Do diário
O Tempo e esta fuga desenfreada que faz com que coisas, ainda tão presentes, tenham anos anquilosando os dias. Como podem ter passado, sobre alguns acontecimentos, tantos anos? O que leva a que os dias se sucedam numa acelerada progressão geométrica que perturba as 24 horas de que cada um é composto?
Ele havia o tempo arrastado das tardes de Inverno que passavam lentas entre bebidas quentes, as braseiras e o tempo dos lanches, essa pausa hoje engolida pelas horas encolhidas.
Ele havia o tempo das férias, das tardes quentes da cidade em que os livros, devorados, nos traziam o sabor de uma viagem ou, ainda, os filmes tão ansiadamente esperados transpondo-nos para outras realidades, outras vivências, outros sonhos. Havia ainda as longas tardes quentes passadas no campo, junto à nora, depois das sestas, perto do jardim forrado a laranjeiras. Havia ainda o mês de Agosto e Setembro - 61 longos dias, de mar, de conversas, de afectos, de amores, de longas noites trepidantes, de longas pausas onde se descobriam pessoas, assuntos, olhares.

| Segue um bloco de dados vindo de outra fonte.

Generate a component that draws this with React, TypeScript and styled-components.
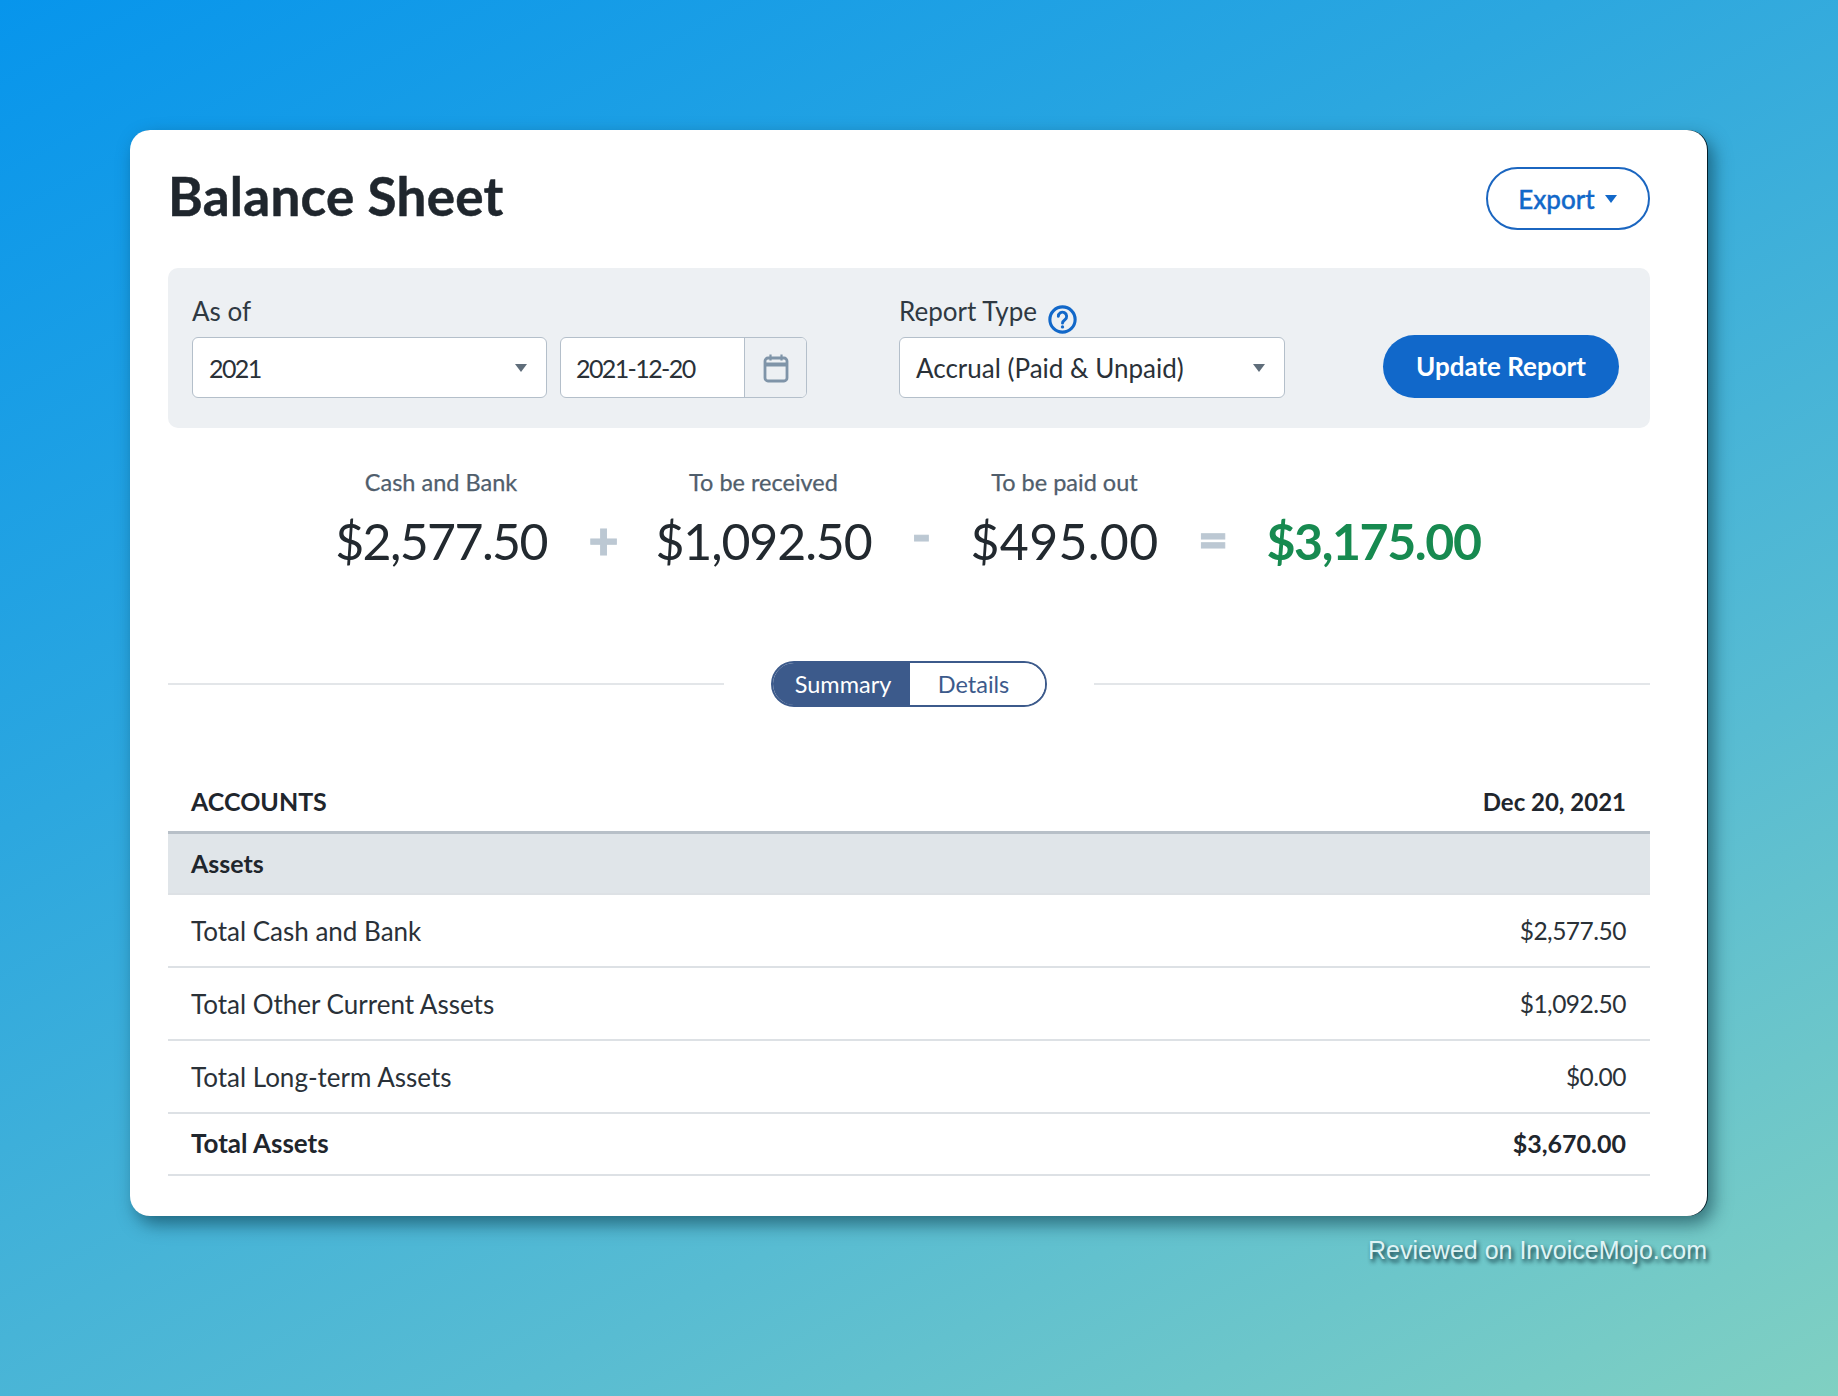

Hoje a corrida é uma soma em constantes multiplicações. Um conjunto de instantes que "n" incógnitas perseguem e que, a todas, queremos acorrer, como se tivéssemos perdido a sabedoria das escolhas, das hierarquias, até das loucuras quando, a escolha, voluntariamente, era a errada.
O que nos aconteceu? Perdemos o tino? Não seremos capazes de enfrentar as modas, os tiques, os contágios?
Tempo para o Tempo é, ainda, para mim, uma grande máxima de vida mesmo que, conscientemente, saiba que no percurso vou perder muitas descobertas; contraponho, vou saborear, como uma iguaria ou um vinho raro, o prazer da escolha e os "apports" que ela me tiver oferecido.
No Tempo, como nas aguarelas, less is more.